En
su siempre entusiasmante Minucias del
lenguaje (FCE, México, 1996), José G. Moreno de Alba incluyó un artículo
breve pero ilustrativo sobre la infinita variedad de la lengua española hablada
y escrita aquí, allá y acullá. Comenzó su comentario afirmando que si bien el
castellano-base llegó a América ya cuajado y no acusó cambios profundos en su
fonología, gramática y léxico, es imposible pensar que se trata de un monolito
impermeable a matices y diferencias.
“Con
frecuencia se menciona a la española como un ejemplo de lengua con mínimas
diferencias internas, con muy bajo índice de articulación dialectal.

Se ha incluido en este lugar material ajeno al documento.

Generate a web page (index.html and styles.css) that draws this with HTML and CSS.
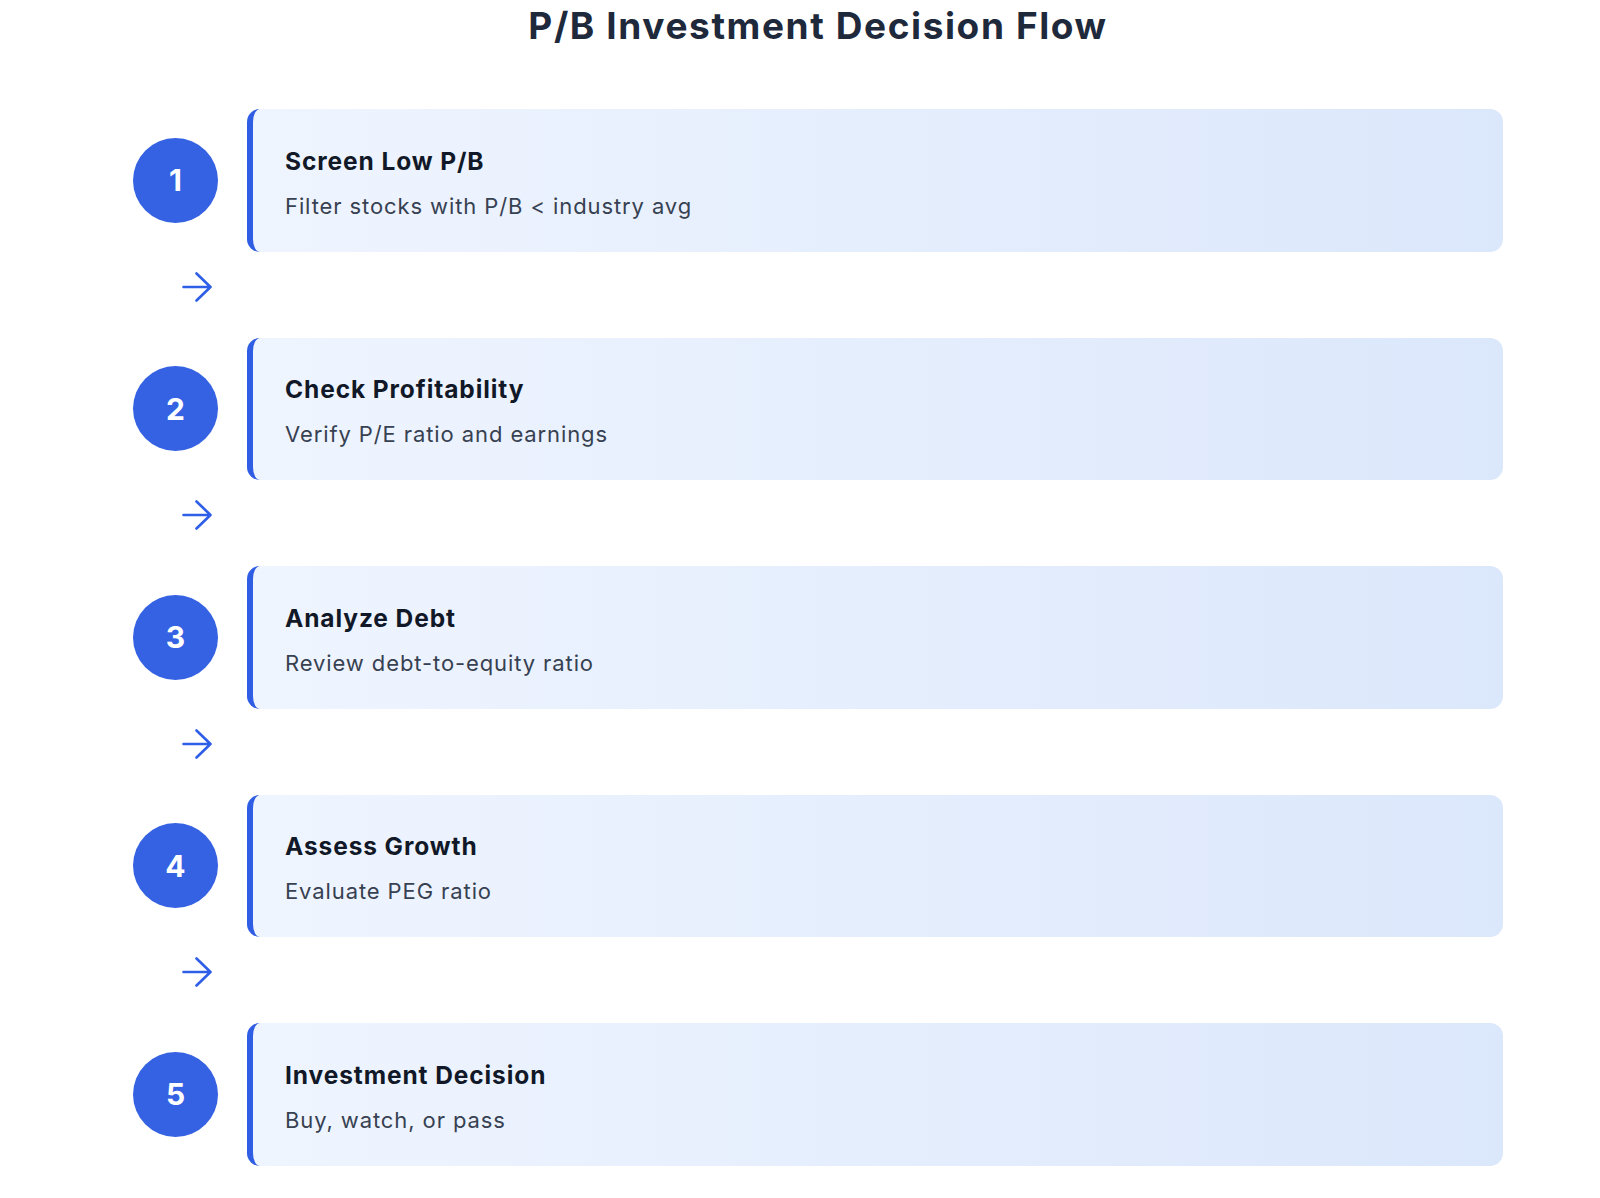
FILE: index.html
```html
<!DOCTYPE html>
<html lang="en">
<head>
<meta charset="utf-8">
<title>P/B Investment Decision Flow</title>
<link rel="stylesheet" href="styles.css">
</head>
<body>
<main class="page">
  <h1 class="title">P/B Investment Decision Flow</h1>
  <div class="flow">
    <div class="step">
      <div class="num">1</div>
      <div class="card">
        <h2 class="card-title">Screen Low P/B</h2>
        <p class="card-desc">Filter stocks with P/B &lt; industry avg</p>
      </div>
    </div>
    <div class="connector">
      <svg class="arrow" viewBox="0 0 30 30" width="30" height="30"><path d="M1.5 15H28.5M14.5 1.5L28.5 15L14.5 28.5"/></svg>
    </div>
    <div class="step">
      <div class="num">2</div>
      <div class="card">
        <h2 class="card-title">Check Profitability</h2>
        <p class="card-desc">Verify P/E ratio and earnings</p>
      </div>
    </div>
    <div class="connector">
      <svg class="arrow" viewBox="0 0 30 30" width="30" height="30"><path d="M1.5 15H28.5M14.5 1.5L28.5 15L14.5 28.5"/></svg>
    </div>
    <div class="step">
      <div class="num">3</div>
      <div class="card">
        <h2 class="card-title">Analyze Debt</h2>
        <p class="card-desc">Review debt-to-equity ratio</p>
      </div>
    </div>
    <div class="connector">
      <svg class="arrow" viewBox="0 0 30 30" width="30" height="30"><path d="M1.5 15H28.5M14.5 1.5L28.5 15L14.5 28.5"/></svg>
    </div>
    <div class="step">
      <div class="num">4</div>
      <div class="card">
        <h2 class="card-title">Assess Growth</h2>
        <p class="card-desc">Evaluate PEG ratio</p>
      </div>
    </div>
    <div class="connector">
      <svg class="arrow" viewBox="0 0 30 30" width="30" height="30"><path d="M1.5 15H28.5M14.5 1.5L28.5 15L14.5 28.5"/></svg>
    </div>
    <div class="step">
      <div class="num">5</div>
      <div class="card">
        <h2 class="card-title">Investment Decision</h2>
        <p class="card-desc">Buy, watch, or pass</p>
      </div>
    </div>
  </div>
</main>
</body>
</html>
```

FILE: styles.css
```css
html, body {
  margin: 0;
  padding: 0;
  background: #ffffff;
}

body {
  font-family: Inter, "Noto Sans", "Liberation Sans", sans-serif;
  color: #111827;
}

.page {
  padding: 4px 97px 40px 133px;
}

.title {
  margin: 0;
  font-size: 37px;
  line-height: 43px;
  font-weight: 700;
  color: #1e293b;
  text-align: center;
  letter-spacing: 1.6px;
}

.flow {
  margin-top: 62px;
  display: flex;
  flex-direction: column;
}

.step {
  display: flex;
  align-items: center;
  gap: 29px;
}

.num {
  flex: 0 0 85px;
  width: 85px;
  height: 85px;
  border-radius: 50%;
  background: #3562e2;
  color: #ffffff;
  font-size: 30px;
  font-weight: 700;
  display: flex;
  align-items: center;
  justify-content: center;
}

.card {
  flex: 1;
  box-sizing: border-box;
  height: 142.5px;
  padding: 7px 32px 0 32px;
  border-left: 6px solid #2f5de3;
  border-radius: 13px;
  background: linear-gradient(to right, #eff5ff, #dbe7fb);
  display: flex;
  flex-direction: column;
  justify-content: center;
}

.card-title {
  margin: 0;
  font-size: 24.5px;
  line-height: 32px;
  font-weight: 700;
  color: #111827;
  letter-spacing: 0.9px;
}

.card-desc {
  margin: 13px 0 0;
  font-size: 22px;
  line-height: 33px;
  font-weight: 400;
  color: #374151;
  letter-spacing: 0.9px;
}

.connector {
  height: 86px;
  box-sizing: border-box;
  padding: 20px 0 0 49px;
}

.arrow {
  display: block;
  fill: none;
  stroke: #2f5fe6;
  stroke-width: 2.6;
  stroke-linecap: round;
  stroke-linejoin: round;
}
```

Particularmente suele decirse lo anterior cuando se alude al español que se
habla en América, pues a diferencia del europeo, que es producto del predominio
de un dialecto latino, el castellano, sobre otros del mismo origen (el leonés,
el gallego, el asturiano…), que influyeron notablemente como sustrato, el de
este lado del Atlántico es sólo el desarrollo de una lengua que llegó ya
estructurada por completo. A ello se debe que se llegue a decir que hay más
diferencias lingüísticas entre dos valles contiguos de Asturias que en todo el
enorme territorio americano donde, como sabemos, poco influyeron las lenguas
aborígenes”, señaló el expresidente de la Academia Mexicana de la Lengua.
Ciertamente,
las lenguas americanas no calaron hondo en la estructura del español ni modificaron
el léxico que solemos llamar “patrimonial” (es decir, el constituido por las
palabras que todos los hispanohablantes entendemos y usamos parejamente: mesa,
amor, dios, madre, noche…), pero, como afirma Moreno de Alba, esto no significa
que el español carezca de innumerables variaciones, sobre todo en el plano del
léxico que infunde un carácter dialectal al uso de los diversos “españoles” de
nuestro continente.
Cita
para demostrarlo el libro Léxico del
habla culta de Santiago de Chile (UNAM, México, 1987) en el que advierte notables
diferencias entre el léxico de la capital chilena comparado con el de la
mexicana. Luego pone a prueba al lector y arma dos columnas, una con palabras
mexicanas y otra con chilenas, para que las relacionemos. Hice la prueba y
reprobé, lo digo sinceramente. En otros términos, no soy ducho en chilenismos.
Ahora
bien, y esto lo agrego yo, en un lugar y en otro no sólo hay cambios totales de
léxico (uso de una palabra en lugar de otra), sino matices de una misma palabra
o uso preferencial de una palabra equivalente y entendible. Pongo el ejemplo de
una actividad que tenemos muy a la mano gracias a los medios, el futbol. Si
tomamos por ejemplo el argot del futbol argentino, notaremos cambios o
variantes con respecto del mexicano. Pueden ser diferencias leves o grandes,
pero diferencias al fin: en México decimos, en algunos casos sólo
preferentemente, “alineación”, no “formación"; “banca”, no “banco”; “defensa”,
no “defensor”; “portero”, no “arquero”; “abanderado”, no “línea”; “árbitro”, no
“referí”; “quedó campeón”, no “salió campeón”; “narrador”, no “relator”; “el
chance”, no “la chance”; “estadio”, no “cancha”; “porra”, no “hinchada”.
Si
en una actividad mediática y ubicua no hay estandarización en el léxico y sí cambios
o matices de género o de léxico, ya podemos imaginar qué pasa con las enormes
diferencias atañederas a la gastronomía, el vestido y las múltiples realidades
que apelan a designaciones específicas en cada país hispanohablante.
Venturosamente,
tales diferencias son un valor de nuestra lengua, no una pobreza o un demérito.